El 26 de junio de 1939, Hitler promulgó la directriz oficial por la que pretendía obtener obras para su proyecto de museo de Linz. Pero, a la vez, le preocupaba la opinión internacional respecto de sus actuaciones, por lo que se mostró vacilante a la hora de iniciar los saqueos de inmediato, al menos los que tenían por objeto las obras más famosas. Y se tomó la molestia —sobre todo a través de Goebbels y el Ministerio de Propaganda— de aportar excusas legales para justificar el saqueo y la destrucción que planeaba, por más endebles que fueran. Éstas iban desde la captura legalizada de bienes que pertenecieran a los «enemigos del Reich» (judíos, católicos, masones, o cualquiera que tuviera algo que mereciera la pena robar), hasta la adquisición de obras de arte para negociar con ellas las condiciones de un futuro armisticio, recurso de inspiración napoleónica.

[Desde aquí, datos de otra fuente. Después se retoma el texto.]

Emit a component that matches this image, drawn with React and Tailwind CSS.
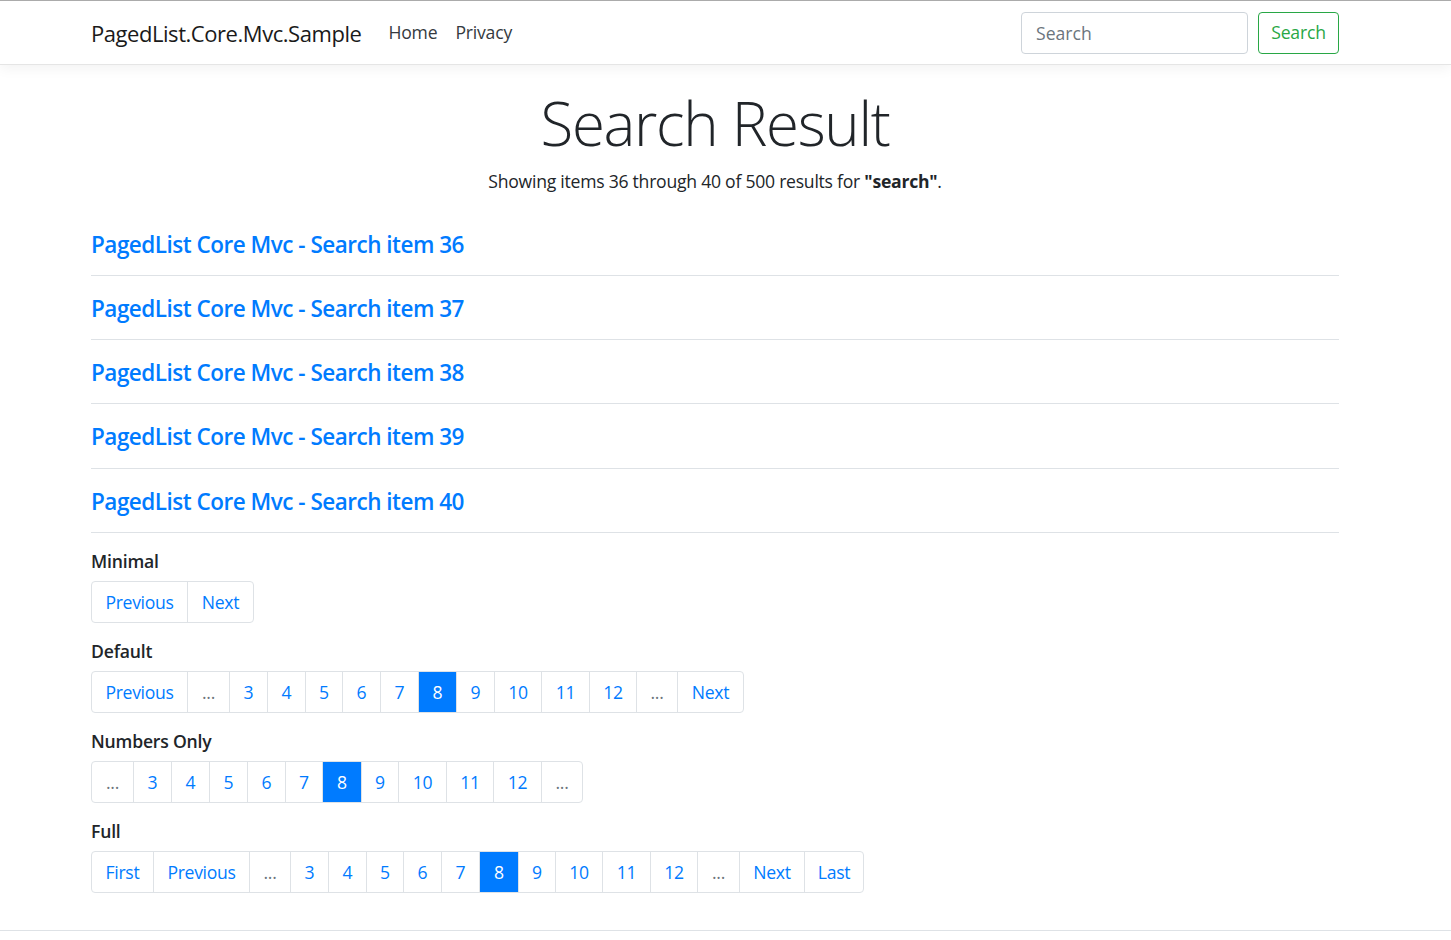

En 1940, algunas divisiones especiales de historiadores del arte y arqueólogos recibieron el encargo de realizar inventarios de las posesiones artísticas de todos los países europeos, teóricamente para protegerlos del robo y los posibles daños. La dirección de los mismos corrió a cargo del doctor Otto Kümmel, director de los Museos estatales de Berlín, y la suma de ellos acabó por conocerse como el Informe Kümmel. Pero el Estado, controlado por el Partido Nazi, tenía otros motivos. De hecho, el Informe Kümmel detallaba una lista de obras de arte que los nazis consideraban posesiones legítimas del Tercer Reich. El Estado planeaba en secreto usar esos inventarios a modo de listas de deseos, y se embarcaría en un programa de apropiaciones del que, en un primer momento, las divisiones especiales del ejército no tenían conocimiento. Éste obedecía las órdenes relativas a la confiscación de propiedades, pero en su mayor parte no participaba él mismo de aquellos saqueos. Una destacada excepción la constituía Göring, que robaba para ampliar sus colecciones privadas.
El Informe Kümmel incluía todas las obras completadas o encargadas en Alemania o por un alemán en cualquier momento de la historia, cualquier obra de «estilo alemán» (una descripción lo bastante amplia como para que cupiera en ella la pintura renacentista y romántica septentrional, así como cualquier otra cosa que fuera del gusto del Führer), y cualquier obra que, a partir de 1500, hubiera existido en Alemania y hubiera sido trasladada a otro país.
El retablo de Gante
encajaba en todas aquellas categorías, y la pérdida de los laterales en virtud del Tratado de Versalles era una herida abierta y sangrante para Hitler.